まあ、「人間不平等起源論」同様、今から250年前に書かれた内容であり、我が国の現状にあてはめてみるにはひと工夫もふた工夫も必要になるが、「平等が目標となるのは、それがなければ自由が存続できないからである」との指摘は明快であり、「平等が破壊されるのは、自然な成り行き…だからこそ、立法の力で、平等を維持するように努めるべき」なんだろうと俺も思う。

一方、一般意志(=これは正義と言い換えても良い。)を得るためには「誰もが自己の利益を純粋に追求しながら、他者と協議をつづけ」なければならない訳だが、それではいつまで経っても結論に達しないおそれがあり、そんな反省から生まれたのがジョン・ロールズが「正義論」(=いまだ読了できていない。)の中で採用した「原初状態」のアイデアなのかもしれないなあ。
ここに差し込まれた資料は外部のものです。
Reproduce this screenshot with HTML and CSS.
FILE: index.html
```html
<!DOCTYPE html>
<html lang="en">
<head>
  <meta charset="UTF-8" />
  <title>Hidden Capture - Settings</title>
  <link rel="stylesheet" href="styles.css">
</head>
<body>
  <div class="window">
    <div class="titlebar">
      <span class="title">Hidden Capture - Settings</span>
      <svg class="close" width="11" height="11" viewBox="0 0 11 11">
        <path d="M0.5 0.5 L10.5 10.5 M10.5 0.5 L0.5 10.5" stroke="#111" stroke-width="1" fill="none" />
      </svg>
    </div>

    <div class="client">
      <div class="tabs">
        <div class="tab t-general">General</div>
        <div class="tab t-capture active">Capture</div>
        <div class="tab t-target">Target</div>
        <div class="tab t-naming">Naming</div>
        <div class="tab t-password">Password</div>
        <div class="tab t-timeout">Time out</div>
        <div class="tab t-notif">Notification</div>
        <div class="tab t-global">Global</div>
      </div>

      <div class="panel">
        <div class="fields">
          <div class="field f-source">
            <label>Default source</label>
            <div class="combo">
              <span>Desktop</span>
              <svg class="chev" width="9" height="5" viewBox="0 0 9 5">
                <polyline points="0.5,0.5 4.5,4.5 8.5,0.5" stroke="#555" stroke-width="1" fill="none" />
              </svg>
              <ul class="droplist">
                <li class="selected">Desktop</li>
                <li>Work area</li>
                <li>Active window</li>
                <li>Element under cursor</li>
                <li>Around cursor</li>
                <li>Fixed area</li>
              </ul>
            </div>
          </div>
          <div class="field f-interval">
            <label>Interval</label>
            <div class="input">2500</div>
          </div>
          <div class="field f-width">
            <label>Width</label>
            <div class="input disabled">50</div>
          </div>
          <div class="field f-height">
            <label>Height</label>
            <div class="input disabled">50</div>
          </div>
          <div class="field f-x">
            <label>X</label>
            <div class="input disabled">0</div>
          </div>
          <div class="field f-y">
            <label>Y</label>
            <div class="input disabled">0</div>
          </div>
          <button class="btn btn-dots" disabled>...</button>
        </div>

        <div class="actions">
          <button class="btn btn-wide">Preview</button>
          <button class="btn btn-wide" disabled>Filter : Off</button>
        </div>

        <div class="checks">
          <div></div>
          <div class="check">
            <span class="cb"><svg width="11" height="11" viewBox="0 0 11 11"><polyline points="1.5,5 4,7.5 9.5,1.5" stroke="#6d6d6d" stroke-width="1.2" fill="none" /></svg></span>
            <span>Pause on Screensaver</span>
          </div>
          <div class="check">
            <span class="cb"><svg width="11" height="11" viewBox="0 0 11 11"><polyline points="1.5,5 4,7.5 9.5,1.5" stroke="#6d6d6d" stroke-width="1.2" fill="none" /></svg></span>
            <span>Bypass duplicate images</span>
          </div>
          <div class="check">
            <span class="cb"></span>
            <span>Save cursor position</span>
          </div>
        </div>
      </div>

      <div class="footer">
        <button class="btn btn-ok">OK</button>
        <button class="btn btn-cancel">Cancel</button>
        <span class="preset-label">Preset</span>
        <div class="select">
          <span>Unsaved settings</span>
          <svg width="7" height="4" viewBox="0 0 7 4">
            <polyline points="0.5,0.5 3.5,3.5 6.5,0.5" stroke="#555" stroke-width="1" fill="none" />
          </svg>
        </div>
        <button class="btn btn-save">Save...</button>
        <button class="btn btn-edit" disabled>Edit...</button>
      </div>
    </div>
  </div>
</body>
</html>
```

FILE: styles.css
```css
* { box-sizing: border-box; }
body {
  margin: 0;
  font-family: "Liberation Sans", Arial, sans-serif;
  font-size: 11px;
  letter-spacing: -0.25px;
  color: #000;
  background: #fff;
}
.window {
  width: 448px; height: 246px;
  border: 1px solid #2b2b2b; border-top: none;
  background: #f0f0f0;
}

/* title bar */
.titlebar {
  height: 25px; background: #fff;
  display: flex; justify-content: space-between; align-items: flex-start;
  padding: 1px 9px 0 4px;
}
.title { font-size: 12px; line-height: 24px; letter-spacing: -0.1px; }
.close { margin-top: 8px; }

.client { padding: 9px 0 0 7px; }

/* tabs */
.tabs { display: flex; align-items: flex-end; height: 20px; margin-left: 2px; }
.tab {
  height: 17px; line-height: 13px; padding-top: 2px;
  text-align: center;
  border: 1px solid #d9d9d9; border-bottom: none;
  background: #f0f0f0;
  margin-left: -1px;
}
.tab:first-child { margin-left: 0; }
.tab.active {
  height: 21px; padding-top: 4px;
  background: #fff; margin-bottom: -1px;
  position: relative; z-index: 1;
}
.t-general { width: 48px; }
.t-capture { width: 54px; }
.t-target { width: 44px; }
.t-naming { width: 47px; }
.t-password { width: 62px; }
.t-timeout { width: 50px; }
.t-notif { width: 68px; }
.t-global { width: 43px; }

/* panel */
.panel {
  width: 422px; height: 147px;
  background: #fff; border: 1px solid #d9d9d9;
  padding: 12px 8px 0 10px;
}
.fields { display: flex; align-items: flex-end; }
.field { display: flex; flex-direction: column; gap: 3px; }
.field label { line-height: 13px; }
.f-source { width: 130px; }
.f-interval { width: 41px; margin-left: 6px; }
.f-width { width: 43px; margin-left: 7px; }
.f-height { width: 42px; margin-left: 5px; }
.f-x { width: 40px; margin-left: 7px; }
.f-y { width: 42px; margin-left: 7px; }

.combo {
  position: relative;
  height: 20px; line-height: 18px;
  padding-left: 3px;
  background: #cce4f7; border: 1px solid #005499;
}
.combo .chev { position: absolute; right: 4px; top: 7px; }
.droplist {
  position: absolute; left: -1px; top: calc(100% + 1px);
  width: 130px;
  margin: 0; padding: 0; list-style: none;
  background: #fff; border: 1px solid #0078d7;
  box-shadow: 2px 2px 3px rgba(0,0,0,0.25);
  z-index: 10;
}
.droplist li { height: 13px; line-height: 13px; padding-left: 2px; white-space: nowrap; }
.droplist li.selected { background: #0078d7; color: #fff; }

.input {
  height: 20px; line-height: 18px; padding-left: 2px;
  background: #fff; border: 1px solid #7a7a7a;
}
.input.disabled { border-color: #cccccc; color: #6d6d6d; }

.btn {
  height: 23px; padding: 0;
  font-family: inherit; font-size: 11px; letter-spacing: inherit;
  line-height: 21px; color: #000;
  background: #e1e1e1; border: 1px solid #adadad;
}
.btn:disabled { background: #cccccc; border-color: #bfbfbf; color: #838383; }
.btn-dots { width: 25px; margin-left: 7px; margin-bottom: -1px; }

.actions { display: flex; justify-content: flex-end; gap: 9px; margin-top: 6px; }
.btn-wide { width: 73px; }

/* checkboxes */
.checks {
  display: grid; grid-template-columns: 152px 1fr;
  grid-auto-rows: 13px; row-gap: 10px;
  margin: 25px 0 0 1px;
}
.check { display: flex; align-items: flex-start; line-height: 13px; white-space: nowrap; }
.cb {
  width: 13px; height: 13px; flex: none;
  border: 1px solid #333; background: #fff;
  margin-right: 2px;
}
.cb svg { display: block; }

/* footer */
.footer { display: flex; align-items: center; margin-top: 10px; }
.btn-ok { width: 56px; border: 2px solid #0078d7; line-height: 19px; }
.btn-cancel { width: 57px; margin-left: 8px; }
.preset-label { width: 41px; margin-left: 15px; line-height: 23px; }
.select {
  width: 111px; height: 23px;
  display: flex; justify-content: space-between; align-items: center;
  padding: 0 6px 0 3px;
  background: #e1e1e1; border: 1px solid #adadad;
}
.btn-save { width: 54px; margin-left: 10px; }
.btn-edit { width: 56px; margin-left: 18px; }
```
ということで、本書で一番衝撃的だったのはルソーが国家の滅亡を不可避なものとして比較的素直に受けいれている(=「スパルタやローマですら滅びたのだ」)ところ。「暴政のために卑屈になった国民が、わずかでも自由を主張した例は少ないし、かりに自由を望んだとしても、もはや自由を支えることはできない」のだとすれば、その前に何らかの手を打つ必要があるのだが、現政権の「ご飯論法」が一般意志を志向していないのは明らかであり、我が国において「ブタによるリンゴとミルクの独占」はまだ起きていないと言い切ることは出来るのでしょうか。